Skip to content

Data Model

All pipeline types are Pydantic BaseModel classes defined in src/retrieval/models.py. Stages pass typed objects through the sequential data chain and store additional objects in the artifact store.

Type flow through the pipeline

Stage data input data output
query_understanding str QueryUnderstandingResult
query_expansion str \| QueryUnderstandingResult ExpandedQuerySet
retrieval ExpandedQuerySet list[RetrievedPaper]
deduplication list[RetrievedPaper] list[RetrievedPaper]
ranking list[RetrievedPaper] list[RankedPaper]
relevance_scoring list[RankedPaper] list[RankedPaper]
clustering list[RankedPaper] list[PaperCluster]
synthesis list[PaperCluster] SynthesisResult
gap_analysis SynthesisResult GapAnalysisResult
citation_export GapAnalysisResult dict[str, str]
report_generation dict[str, str] EnhancedResearchReport

Core types

RetrievedPaper

Paper retrieved from a scholarly API provider.

Field Type Notes
title str Required
abstract Optional[str] May be absent for metadata-only records
year Optional[int] Publication year
venue Optional[str] Journal or conference
url Optional[str] Landing page
doi Optional[str] Preferred stable ID
provider str Source provider name (alias: source)
citation_count Optional[int] When available from provider
authors list[str] Author names
keywords list[str] Subject keywords
embedding_id Optional[str] Internal embedding cache key
raw_metadata dict[str, Any] Provider-specific payload

Computed properties:

  • source — backward-compatible alias for provider
  • paper_id — stable ID: doiurltitle

RankedPaper

Wraps a RetrievedPaper with ranking signals.

Field Type Notes
paper RetrievedPaper Underlying paper
rank_score float Composite ranking score
score_breakdown dict[str, float] Per-signal contributions (embedding, citations, recency, etc.)

QueryUnderstandingResult

Structured query analysis from stage 1.

Field Type Notes
intent str literature_review, comparison, or gap_analysis
constraints dict[str, Any] Year filters (years, min_year, max_year)
key_concepts list[str] Extracted core concepts

ExpandedQuerySet

Query variants for multi-query retrieval.

Field Type Notes
original str User query
variants list[str] Rephrased search strings
sub_questions list[str] Decomposed sub-queries

PaperCluster

Thematic grouping from clustering stage.

Field Type Notes
theme str Cluster label
summary str Brief theme description
paper_ids list[str] Member paper_id values

PaperExtraction

Per-paper structured extraction (synthesis Pass A).

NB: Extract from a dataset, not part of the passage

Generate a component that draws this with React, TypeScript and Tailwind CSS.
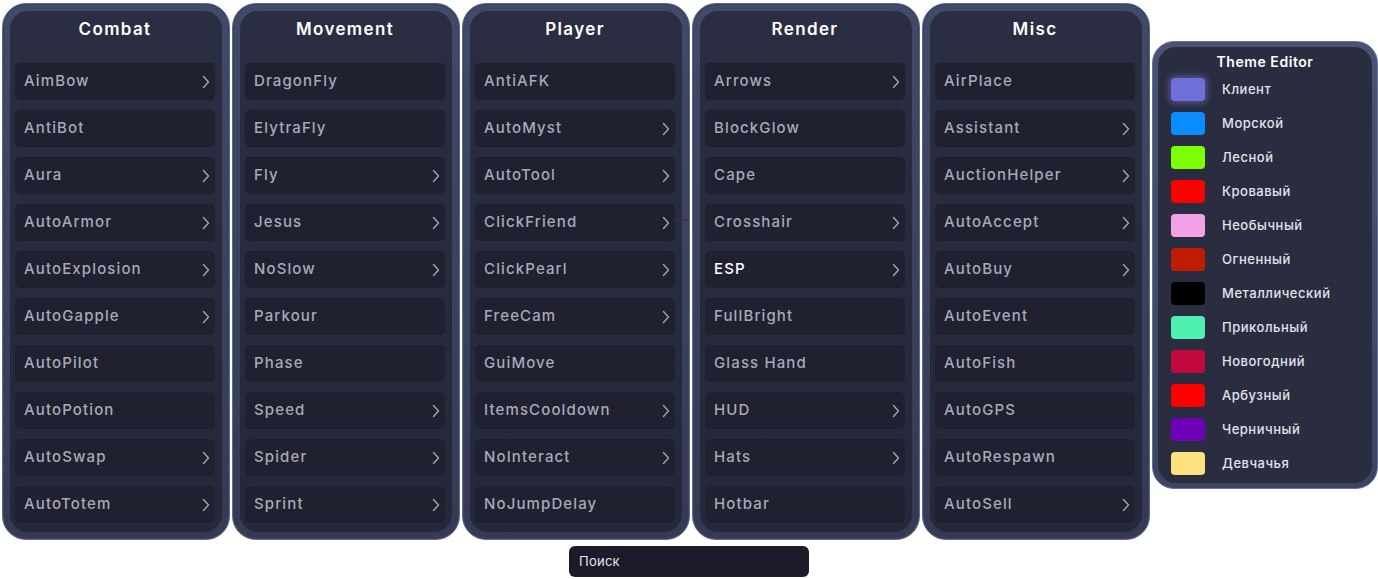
import React from 'react'

type Module = { name: string; sub?: boolean; on?: boolean }

const panels: { title: string; modules: Module[] }[] = [
  {
    title: 'Combat',
    modules: [
      { name: 'AimBow', sub: true },
      { name: 'AntiBot' },
      { name: 'Aura', sub: true },
      { name: 'AutoArmor', sub: true },
      { name: 'AutoExplosion', sub: true },
      { name: 'AutoGapple', sub: true },
      { name: 'AutoPilot' },
      { name: 'AutoPotion' },
      { name: 'AutoSwap', sub: true },
      { name: 'AutoTotem', sub: true },
    ],
  },
  {
    title: 'Movement',
    modules: [
      { name: 'DragonFly' },
      { name: 'ElytraFly' },
      { name: 'Fly', sub: true },
      { name: 'Jesus', sub: true },
      { name: 'NoSlow', sub: true },
      { name: 'Parkour' },
      { name: 'Phase' },
      { name: 'Speed', sub: true },
      { name: 'Spider', sub: true },
      { name: 'Sprint', sub: true },
    ],
  },
  {
    title: 'Player',
    modules: [
      { name: 'AntiAFK' },
      { name: 'AutoMyst', sub: true },
      { name: 'AutoTool', sub: true },
      { name: 'ClickFriend', sub: true },
      { name: 'ClickPearl', sub: true },
      { name: 'FreeCam', sub: true },
      { name: 'GuiMove' },
      { name: 'ItemsCooldown', sub: true },
      { name: 'NoInteract', sub: true },
      { name: 'NoJumpDelay' },
    ],
  },
  {
    title: 'Render',
    modules: [
      { name: 'Arrows', sub: true },
      { name: 'BlockGlow' },
      { name: 'Cape' },
      { name: 'Crosshair', sub: true },
      { name: 'ESP', sub: true, on: true },
      { name: 'FullBright' },
      { name: 'Glass Hand' },
      { name: 'HUD', sub: true },
      { name: 'Hats', sub: true },
      { name: 'Hotbar' },
    ],
  },
  {
    title: 'Misc',
    modules: [
      { name: 'AirPlace' },
      { name: 'Assistant', sub: true },
      { name: 'AuctionHelper', sub: true },
      { name: 'AutoAccept', sub: true },
      { name: 'AutoBuy', sub: true },
      { name: 'AutoEvent' },
      { name: 'AutoFish' },
      { name: 'AutoGPS' },
      { name: 'AutoRespawn' },
      { name: 'AutoSell', sub: true },
    ],
  },
]

const themes = [
  { name: 'Клиент', color: 'bg-[#6e70d8]', glow: true },
  { name: 'Морской', color: 'bg-[#0a8cff]' },
  { name: 'Лесной', color: 'bg-[#7cff00]' },
  { name: 'Кровавый', color: 'bg-[#ff0000]' },
  { name: 'Необычный', color: 'bg-[#f4a2e8]' },
  { name: 'Огненный', color: 'bg-[#c01a00]' },
  { name: 'Металлический', color: 'bg-[#000000]' },
  { name: 'Прикольный', color: 'bg-[#50f0b0]' },
  { name: 'Новогодний', color: 'bg-[#c0083c]' },
  { name: 'Арбузный', color: 'bg-[#ff0000]' },
  { name: 'Черничный', color: 'bg-[#6e00b8]' },
  { name: 'Девчачья', color: 'bg-[#ffe07c]' },
]

const font = { fontFamily: 'Inter, "Noto Sans", sans-serif' }

function Chevron() {
  return (
    <svg width="8" height="14" viewBox="0 0 8 14" fill="none">
      <polyline points="1.5,1.5 6.5,7 1.5,12.5" stroke="#a3a5b3" strokeWidth="1.4" strokeLinecap="round" strokeLinejoin="round" />
    </svg>
  )
}

function Panel({ title, modules }: { title: string; modules: Module[] }) {
  return (
    <div className="w-[228px] h-[537px] rounded-[24px] p-[7px] bg-gradient-to-b from-[#414a68] to-[#343a52] border border-[#5d6994] shadow-[inset_0_0_0_1px_#3a4260]">
      <div className="h-full rounded-[18px] bg-gradient-to-b from-[#2b2e42] to-[#25273a] pl-[4px] pr-[6px] flex flex-col">
        <div className="h-[37px] flex items-center justify-center text-[17px] font-semibold text-white tracking-[0.08em]">
          {title}
        </div>
        <div className="pt-[14px] flex flex-col gap-[8px]">
          {modules.map((m) => (
            <div
              key={m.name}
              className="h-[39px] rounded-[7px] bg-[#1f2030] border border-[#282a3b] flex items-center justify-between pl-[9px] pr-[5px]"
            >
              <span className={`text-[15px] font-medium tracking-[0.075em] ${m.on ? 'text-white' : 'text-[#a8aab8]'}`}>
                {m.name}
              </span>
              {m.sub && <Chevron />}
            </div>
          ))}
        </div>
      </div>
    </div>
  )
}

export default function App() {
  return (
    <div className="w-[1378px] h-[579px] bg-white overflow-hidden relative" style={font}>
      <div className="flex items-start pl-[2px] pt-[3px] gap-[2px]">
        {panels.map((p) => (
          <Panel key={p.title} title={p.title} modules={p.modules} />
        ))}
        <div className="mt-[38px] w-[226px] h-[448px] rounded-[22px] p-[5px] bg-gradient-to-b from-[#4a5373] to-[#3c4462] border border-[#66719a]">
          <div className="h-full rounded-[18px] bg-[#2a2d40] flex flex-col">
            <div className="h-[26px] pt-[3px] flex items-center justify-center text-[14px] font-semibold text-white tracking-[0.04em]">
              Theme Editor
            </div>
            <div className="pt-[5px] pl-[13px] flex flex-col gap-[11px]">
              {themes.map((t) => (
                <div key={t.name} className="flex items-center h-[23px]">
                  <div
                    className={`w-[34px] h-[23px] rounded-[4px] ${t.color} ${t.glow ? 'shadow-[0_0_6px_2px_rgba(130,130,240,0.5)]' : ''}`}
                  />
                  <span className="ml-[17px] text-[13px] font-medium text-[#e2e3ea] tracking-[0.04em]">{t.name}</span>
                </div>
              ))}
            </div>
          </div>
        </div>
      </div>
      <div className="flex justify-center mt-[6px]">
        <div className="w-[240px] h-[31px] rounded-[6px] bg-[#1b1b29] flex items-center pl-[10px] text-[13px] text-[#e6e6ee] tracking-[0.02em]">
          Поиск
        </div>
      </div>
      {/* cursor crosshair */}
      <div className="absolute left-[673px] top-[220px] w-[15px] h-[1px] bg-[#333]" />
      <div className="absolute left-[680px] top-[213px] w-[1px] h-[15px] bg-[#333]" />
    </div>
  )
}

Stored as artifact paper_extractions.

Field Type
paper_id, title identifiers
methodology, datasets, benchmarks, limitations, findings list[str]

PaperAnalysis

Per-paper analysis in the final report.

Field Type
paper_id, title, year, venue, url, doi metadata
key_points, why_relevant list[str]

SynthesisResult

Cross-paper synthesis (Pass B).

Field Type
agreements, disagreements, trends, gaps list[str]
datasets, methodologies list[str]

GapAnalysisResult

Prioritized research gaps and opportunities.

Field Type
gaps, opportunities, underexplored_areas list[str]

EnhancedResearchReport

Final pipeline output — the primary deliverable.

Field Type Notes
query str Original user query
executive_summary str High-level overview
papers list[PaperAnalysis] Per-paper analyses
clusters list[PaperCluster] Thematic groupings
synthesis Optional[SynthesisResult] Cross-paper synthesis
gap_analysis Optional[GapAnalysisResult] Gap/opportunity analysis
gaps list[str] Flat gap list (legacy convenience)
timeline list[str] Chronological trend lines
citation_index dict[str, str] Citation key → paper ID
exports dict[str, str] BibTeX, CSL, etc.

to_research_report() converts to the legacy ResearchReport shape used by some renderers.

Pipeline result wrapper

ResearchPipelineResult (src/core/pipeline.py) wraps the full run:

Field Purpose
query Original query
output Final stage output (EnhancedResearchReport)
session_id Research session UUID
stage_results Per-stage duration, warnings, metrics
warnings Accumulated pipeline warnings
partial true if any stage returned partial/heuristic output
duration_ms Total wall time
metrics Aggregated pipeline metrics
artifacts Subset of artifact store exported to callers

Exported artifact keys: ranked_papers, retrieved_papers, paper_analyses, paper_clusters, synthesis_result, gap_analysis, citation_exports, citation_index, enhanced_report.

Session and context types

ResearchSession (src/core/context.py) — in-memory session with UUID, timestamps, and optional context_json for interactive follow-ups.

PipelineContext — shared state per run: query, resolved config, session, metrics, warnings, stage results, and the artifact dictionary.

StageResult[T] — generic stage output wrapper with output, duration_ms, metrics, warnings, and partial flag.